Thursday, May 2, 2013

The Most Notable Voyage in Church Emigration History




What made the 1853 Atlantic crossing of the International the most notable of all the emigrant ship voyages in Church history?


a.      The first emigrant ship with LDS on board

b.      The fastest crossing of the Atlantic

c.       The only voyage with no deaths

d.      The voyage with the most baptisms


Yesterday’s answer:


a.        Sent men on missions


Lars Christian Johnson was born in Denmark in 1843 and baptized into the Church in 1857, immigrated to Zion in 1862, and was married in 1865. In 1881, following the death of his wife in 1880, he married Wilhelmina Elizabeth Christensen, and in 1882 he married Matilda Madsen. Both women were widows with small children.

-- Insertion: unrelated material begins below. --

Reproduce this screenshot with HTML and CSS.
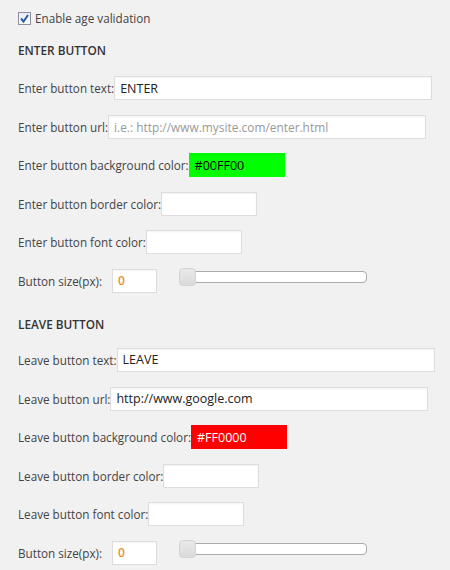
FILE: index.html
```html
<!DOCTYPE html>
<html>
<head>
<meta charset="utf-8">
<link rel="stylesheet" href="styles.css">
</head>
<body>
<div class="page">
  <label class="check-row">
    <span class="checkbox"><svg width="11" height="11" viewBox="0 0 11 11"><path d="M2 5.5 L4.5 8.5 L9 2" fill="none" stroke="#2a5fa8" stroke-width="2"/></svg></span>
    <span>Enable age validation</span>
  </label>

  <h3 class="section-title first">ENTER BUTTON</h3>
  <div class="fields">
    <div class="row"><span class="lbl">Enter button text:</span><span class="input wide">ENTER</span></div>
    <div class="row"><span class="lbl">Enter button url:</span><span class="input wide placeholder">i.e.: http://www.mysite.com/enter.html</span></div>
    <div class="row"><span class="lbl">Enter button background color:</span><span class="input color green">#00FF00</span></div>
    <div class="row"><span class="lbl">Enter button border color:</span><span class="input color"></span></div>
    <div class="row"><span class="lbl">Enter button font color:</span><span class="input color"></span></div>
    <div class="row"><span class="lbl size-lbl">Button size(px):</span><span class="input small">0</span>
      <span class="slider"><span class="handle"></span></span></div>
  </div>

  <h3 class="section-title second">LEAVE BUTTON</h3>
  <div class="fields">
    <div class="row"><span class="lbl">Leave button text:</span><span class="input wide">LEAVE</span></div>
    <div class="row"><span class="lbl">Leave button url:</span><span class="input wide">http://www.google.com</span></div>
    <div class="row"><span class="lbl">Leave button background color:</span><span class="input color red">#FF0000</span></div>
    <div class="row"><span class="lbl">Leave button border color:</span><span class="input color"></span></div>
    <div class="row"><span class="lbl">Leave button font color:</span><span class="input color"></span></div>
    <div class="row"><span class="lbl size-lbl">Button size(px):</span><span class="input small">0</span>
      <span class="slider"><span class="handle"></span></span></div>
  </div>
</div>
</body>
</html>
```

FILE: styles.css
```css
html, body {
  margin: 0;
  padding: 0;
  background: #f1f1f1;
}
body {
  font-family: "Open Sans", "Noto Sans", sans-serif;
  font-size: 11.7px;
  color: #444;
}
.page {
  padding: 11px 0 0 18px;
}
.check-row {
  display: flex;
  align-items: center;
  gap: 4px;
  height: 14px;
}
.checkbox {
  width: 11px;
  height: 11px;
  border: 1px solid #8f8f9d;
  background: linear-gradient(#e8ecf3, #fbfcfd);
  display: flex;
  align-items: center;
  justify-content: center;
}
.section-title {
  font-size: 11.8px;
  font-weight: 600;
  color: #333;
  margin: 18px 0 18px;
  line-height: 16px;
}
.section-title.first {
  margin-top: 17px;
}
.section-title.second {
  margin-top: 23px;
  margin-bottom: 16px;
}
.fields {
  display: flex;
  flex-direction: column;
  gap: 14.6px;
}
.row {
  display: flex;
  align-items: center;
  height: 24px;
}
.lbl {
  white-space: nowrap;
}
.input {
  box-sizing: border-box;
  height: 24px;
  background: #fff;
  border: 1px solid #ddd;
  box-shadow: inset 0 1px 2px rgba(0,0,0,0.05);
  margin-left: 0;
  padding: 0 5px;
  display: flex;
  align-items: center;
  color: #222;
  font-size: 12.5px;
  white-space: nowrap;
  overflow: hidden;
}
.input.wide { width: 318px; }
.input.placeholder { color: #999; font-size: 11.9px; }
.input.color { width: 96px; }
.input.green { background: #00ff00; border-color: #00ff00; color: #000; }
.input.red { background: #ff0000; border-color: #ff0000; color: #fff; }
.size-lbl { margin-right: 10px; }
.input.small {
  width: 45px;
  color: #e8902e;
  font-size: 12px;
  font-weight: 600;
}
.slider {
  position: relative;
  margin-left: 22px;
  width: 188px;
  height: 12px;
  box-sizing: border-box;
  border: 1px solid #aaa;
  border-radius: 4px;
  background: #fff;
  margin-top: -7px;
}
.handle {
  position: absolute;
  left: -1px;
  top: -4px;
  width: 17px;
  height: 18px;
  box-sizing: border-box;
  border: 1px solid #d3d3d3;
  border-radius: 4px;
  background: linear-gradient(#e9e9e9, #dadada);
}
```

During the “Federal Raid” period, when many men and women were on the move to avoid arrest by federal officers for contracting plural marriages, Church leaders took advantage of the situation by sending many of the men on missions. Lars was sent to his native land in March 1889. Apparently he shaved his beard and went to the train depot in Richmond, passing the deputy marshals undetected. Being called on a mission was generally a great sacrifice for any family, but Lars had the additional burdens of a wife on the “underground” and another wife who was deathly ill. Before he left, Lars, a tailor by trade, made each of his children a set of clothes.


Holzapfel, Richard Neitzel, Their Faces Toward Zion (Salt Lake City: Bookcraft, 1996), 75.